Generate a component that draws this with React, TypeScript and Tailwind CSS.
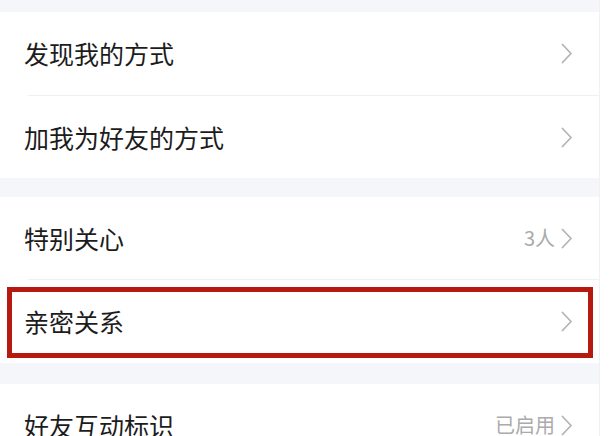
const font = { fontFamily: '"Noto Sans CJK SC", "Noto Sans", sans-serif' };

function Chevron() {
  return (
    <svg width="12" height="21" viewBox="0 0 12 21" fill="none" className="shrink-0">
      <polyline points="1.5,1.5 10,10.5 1.5,19.5" stroke="#b4b4b4" strokeWidth="1.8" strokeLinecap="round" strokeLinejoin="round" />
    </svg>
  );
}

function Row({ label, value, className = "" }: { label: string; value?: string; className?: string }) {
  return (
    <div className={`flex items-center justify-between bg-white pl-[24px] pr-[26px] ${className}`}>
      <span className="text-[25px] leading-none text-[#1c1c1c]">{label}</span>
      <div className="flex items-center gap-[6px] text-[20px] leading-none text-[#ababab]">
        {value && <span>{value}</span>}
        <Chevron />
      </div>
    </div>
  );
}

export default function App() {
  return (
    <div className="relative flex h-[436px] w-[613px] overflow-hidden bg-white" style={font}>
      <div className="flex w-[600px] flex-col border-r border-[#f1f1f4] bg-[#f5f6fa]">
        <div className="h-[12px] shrink-0" />
        <Row label="发现我的方式" className="h-[83px] shrink-0" />
        <div className="flex h-px shrink-0 bg-white pl-[28px]">
          <div className="flex-1 bg-[#f0f0f2]" />
        </div>
        <Row label="加我为好友的方式" className="h-[82px] shrink-0" />
        <div className="h-[19px] shrink-0" />
        <Row label="特别关心" value="3人" className="h-[82px] shrink-0" />
        <div className="flex h-px shrink-0 bg-white pl-[28px]">
          <div className="flex-1 bg-[#f0f0f2]" />
        </div>
        <Row label="亲密关系" className="h-[83px] shrink-0" />
        <div className="h-[21px] shrink-0" />
        <Row label="好友互动标识" value="已启用" className="h-[82px] shrink-0" />
      </div>
      <div className="pointer-events-none absolute left-[7px] top-[287px] h-[71px] w-[586px] border-[5px] border-[#b5190f]" />
    </div>
  );
}
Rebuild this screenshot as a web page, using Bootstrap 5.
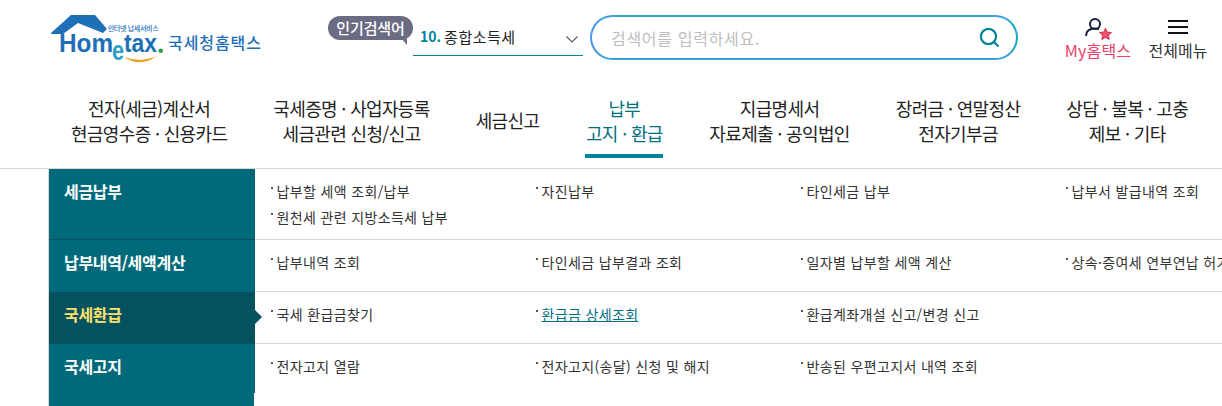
<!DOCTYPE html>
<html lang="ko">
<head>
  <meta charset="UTF-8">
  <title>국세청 홈택스</title>
  <link href="https://cdn.jsdelivr.net/npm/bootstrap@5.3.3/dist/css/bootstrap.min.css" rel="stylesheet">
  <style>
    html, body {
      height: 406px;
      overflow: hidden;
    }
    body {
      width: 1222px;
      background-color: #fff;
      color: #222;
      font-family: "Noto Sans CJK KR", "Noto Sans", sans-serif;
    }
    .top-bar {
      height: 80px;
      padding-left: 50px;
    }
    .logo-box {
      width: 278px;
      height: 80px;
      flex: none;
    }
    .hot-label {
      position: relative;
      flex: none;
      width: 85px;
      height: 24px;
      margin-top: 16px;
      background-color: #6b6b84;
      border-radius: 12px;
      color: #fff;
      font-size: 15px;
      font-weight: 500;
      line-height: 23px;
      text-align: center;
      letter-spacing: -.15px;
    }
    .hot-label::after {
      content: "";
      position: absolute;
      right: 6px;
      bottom: -5px;
      border-top: 6px solid #6b6b84;
      border-left: 5px solid transparent;
    }
    .hot-select {
      flex: none;
      width: 170px;
      height: 41px;
      margin-top: 15px;
      margin-right: 7px;
      padding: 0 5px 0 7px;
      border-bottom: 1px solid #00849b;
      font-size: 14px;
      color: #222;
    }
    .hot-select b {
      color: #00849b;
      margin-right: 3px;
    }
    .hot-select span {
      font-size: 15px;
      letter-spacing: .5px;
      line-height: 20px;
    }
    .search-box {
      flex: none;
      width: 428px;
      height: 45px;
      margin-top: 15px;
      padding: 0 16px 0 19px;
      border-radius: 23px;
      border: 2px solid #18aabd;
      border-left-color: #4b96ea;
      border-top-color: #3ea0d8;
      border-bottom-color: #3ea0d8;
      color: #bdbdbd;
      font-size: 16px;
      letter-spacing: .7px;
    }
    .util-link {
      flex: none;
      text-align: center;
      font-size: 16px;
      line-height: 20px;
    }
    .util-my {
      width: 68px;
      margin-left: 46px;
      color: #ee3d68;
      letter-spacing: .2px;
    }
    .util-all {
      width: 60px;
      margin-left: 16px;
      color: #333;
    }
    .util-icon {
      height: 22px;
      margin-top: 18px;
    }
    .main-nav {
      height: 89px;
      padding-left: 71px;
      gap: 46px;
      border-bottom: 1px solid #d9d9d9;
    }
    .main-nav a {
      flex: none;
      height: 78px;
      padding-top: 16px;
      color: #222;
      font-size: 18px;
      line-height: 25px;
      letter-spacing: -.65px;
      text-align: center;
      text-decoration: none;
      white-space: nowrap;
    }
    .main-nav a.single {
      padding-top: 28px;
    }
    .main-nav a.on {
      width: 78px;
      color: #00707f;
      border-bottom: 4px solid #00849b;
    }
    .menu-wrap {
      margin-left: 48px;
      width: 1174px;
      border-left: 1px solid #d9d9d9;
    }
    .menu-row {
      border-bottom: 1px solid #d9d9d9;
    }
    .menu-side {
      flex: none;
      width: 206px;
      margin-bottom: -1px;
      padding: 11px 0 0 15px;
      background-color: #006a7a;
      color: #fff;
      font-size: 16px;
      font-weight: 700;
      line-height: 22px;
      letter-spacing: -.3px;
    }
    .menu-side.first {
      border-bottom: 1px solid #04515f;
    }
    .menu-side.current {
      position: relative;
      background-color: #04515f;
      color: #ffe26e;
    }
    .menu-side.current::after {
      content: "";
      position: absolute;
      top: 18px;
      right: -7px;
      border-left: 7px solid #04515f;
      border-top: 7px solid transparent;
      border-bottom: 7px solid transparent;
    }
    .menu-links {
      display: grid;
      grid-template-columns: repeat(4, 265px);
      align-content: start;
      flex: 1 1 0;
      min-width: 0;
      overflow: hidden;
      padding: 9px 0 0 15px;
      font-size: 14px;
      line-height: 26px;
      letter-spacing: .35px;
      white-space: nowrap;
    }
    .menu-links a {
      position: relative;
      padding-left: 6.5px;
      color: #333;
      text-decoration: none;
    }
    .menu-links a::before {
      content: "";
      position: absolute;
      left: 1px;
      top: 9px;
      width: 2px;
      height: 2px;
      background-color: #555;
    }
    .menu-links a.picked {
      color: #00707f;
    }
    .menu-links a.picked span {
      text-decoration: underline;
    }
    .h-first { height: 71px; }
    .h-mid { height: 52px; }
    .h-last { height: 62px; border-bottom: 0; }
    .h-last .menu-side {
      margin-bottom: 0;
      background: linear-gradient(#006a7a 49px, transparent 49px), linear-gradient(90deg, #006a7a 205px, #fff 205px);
    }
  </style>
</head>
<body>
  <div class="top-bar d-flex align-items-start">
    <div class="logo-box">
      <svg width="278" height="80" viewBox="0 0 278 80">
        <path d="M1 33 L21 15 H45 L57 29 L53 33 L28 23 L13 34 H1Z" fill="#1d6fb8"/>
        <text x="9" y="52" font-family="Liberation Sans, sans-serif" font-size="26" font-weight="700" fill="#1d6fb8" textLength="54" lengthAdjust="spacingAndGlyphs">Hom</text>
        <text x="62" y="60" font-family="Liberation Sans, sans-serif" font-size="28" font-weight="700" fill="#2b9fc9" textLength="12" lengthAdjust="spacingAndGlyphs">e</text>
        <text x="74" y="52" font-family="Liberation Sans, sans-serif" font-size="26" font-weight="700" fill="#1d6fb8" textLength="33" lengthAdjust="spacingAndGlyphs">tax</text>
        <circle cx="110.700" cy="50.700" r="2.300" fill="#2e9e3f"/>
        <path d="M74 57 Q90 68 107 56 Q90 63 74 57Z" fill="#f0a020"/>
        <text x="57.700" y="31" font-family="Noto Sans CJK KR, sans-serif" font-size="7" font-weight="500" fill="#1d6fb8" textLength="51">인터넷 납세서비스</text>
        <text x="118" y="49" font-family="Noto Sans CJK KR, sans-serif" font-size="16" font-weight="500" fill="#1d6fb8" textLength="93">국세청홈택스</text>
      </svg>
    </div>
    <div class="hot-label">인기검색어</div>
    <div class="hot-select d-flex align-items-end pb-2">
      <b>10.</b><span class="flex-grow-1">종합소득세</span>
      <svg width="12" height="7" viewBox="0 0 12 7" class="mb-1"><path d="M.5.5l5.500 5.500 5.500-5.500" fill="none" stroke="#555" stroke-width="1.1"/></svg>
    </div>
    <div class="search-box d-flex align-items-center justify-content-between">
      <span>검색어를 입력하세요.</span>
      <svg width="21" height="21" viewBox="0 0 21 21"><circle cx="9.5" cy="9.5" r="7.6" fill="none" stroke="#00849b" stroke-width="2.2"/><path d="M15 15l4.500 4.500" stroke="#00849b" stroke-width="2.2"/></svg>
    </div>
    <div class="util-link util-my">
      <div class="util-icon">
        <svg class="d-block mx-auto" width="28" height="22" viewBox="0 0 28 22"><circle cx="11" cy="6" r="5" fill="none" stroke="#1a2340" stroke-width="2"/><path d="M2 18c0-5 3.500-7.500 9-7.500 1.500 0 3 .3 4 1" fill="none" stroke="#1a2340" stroke-width="2"/><path d="M21.500 10.500l1.700 3.700 4 .45-3 2.650.85 3.900-3.550-2-3.550 2 .85-3.900-3-2.650 4-.45z" fill="#f0546f" stroke="#d83a58" stroke-width="1.200" stroke-linejoin="round"/></svg>
      </div>
      <div>My홈택스</div>
    </div>
    <div class="util-link util-all">
      <div class="util-icon">
        <svg class="d-block mx-auto" width="20" height="16" viewBox="0 0 20 16"><path d="M0 3h20M0 9h20M0 15h20" stroke="#111" stroke-width="2"/></svg>
      </div>
      <div>전체메뉴</div>
    </div>
  </div>

  <nav class="main-nav d-flex align-items-start">
    <a href="#">전자(세금)계산서<br>현금영수증 · 신용카드</a>
    <a href="#">국세증명 · 사업자등록<br>세금관련 신청/신고</a>
    <a href="#" class="single">세금신고</a>
    <a href="#" class="on">납부<br>고지 · 환급</a>
    <a href="#">지급명세서<br>자료제출 · 공익법인</a>
    <a href="#">장려금 · 연말정산<br>전자기부금</a>
    <a href="#">상담 · 불복 · 고충<br>제보 · 기타</a>
  </nav>

  <div class="menu-wrap">
    <div class="menu-row h-first d-flex">
      <div class="menu-side first">세금납부</div>
      <div class="menu-links">
        <a href="#">납부할 세액 조회/납부</a>
        <a href="#">자진납부</a>
        <a href="#">타인세금 납부</a>
        <a href="#">납부서 발급내역 조회</a>
        <a href="#">원천세 관련 지방소득세 납부</a>
      </div>
    </div>
    <div class="menu-row h-mid d-flex">
      <div class="menu-side">납부내역/세액계산</div>
      <div class="menu-links">
        <a href="#">납부내역 조회</a>
        <a href="#">타인세금 납부결과 조회</a>
        <a href="#">일자별 납부할 세액 계산</a>
        <a href="#">상속·증여세 연부연납 허가</a>
      </div>
    </div>
    <div class="menu-row h-mid d-flex">
      <div class="menu-side current">국세환급</div>
      <div class="menu-links">
        <a href="#">국세 환급금찾기</a>
        <a href="#" class="picked"><span>환급금 상세조회</span></a>
        <a href="#">환급계좌개설 신고/변경 신고</a>
      </div>
    </div>
    <div class="menu-row h-last d-flex">
      <div class="menu-side">국세고지</div>
      <div class="menu-links">
        <a href="#">전자고지 열람</a>
        <a href="#">전자고지(송달) 신청 및 해지</a>
        <a href="#">반송된 우편고지서 내역 조회</a>
      </div>
    </div>
  </div>

  <script src="https://cdn.jsdelivr.net/npm/bootstrap@5.3.3/dist/js/bootstrap.bundle.min.js"></script>
</body>
</html>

* * *

**Stated task**
Search the preceding listing for the word "this" and pull out every line that holds it.

**The solution**
Generate a component that draws this with React, TypeScript and Tailwind CSS.
Rebuild this screenshot as a web page, using Bootstrap 5.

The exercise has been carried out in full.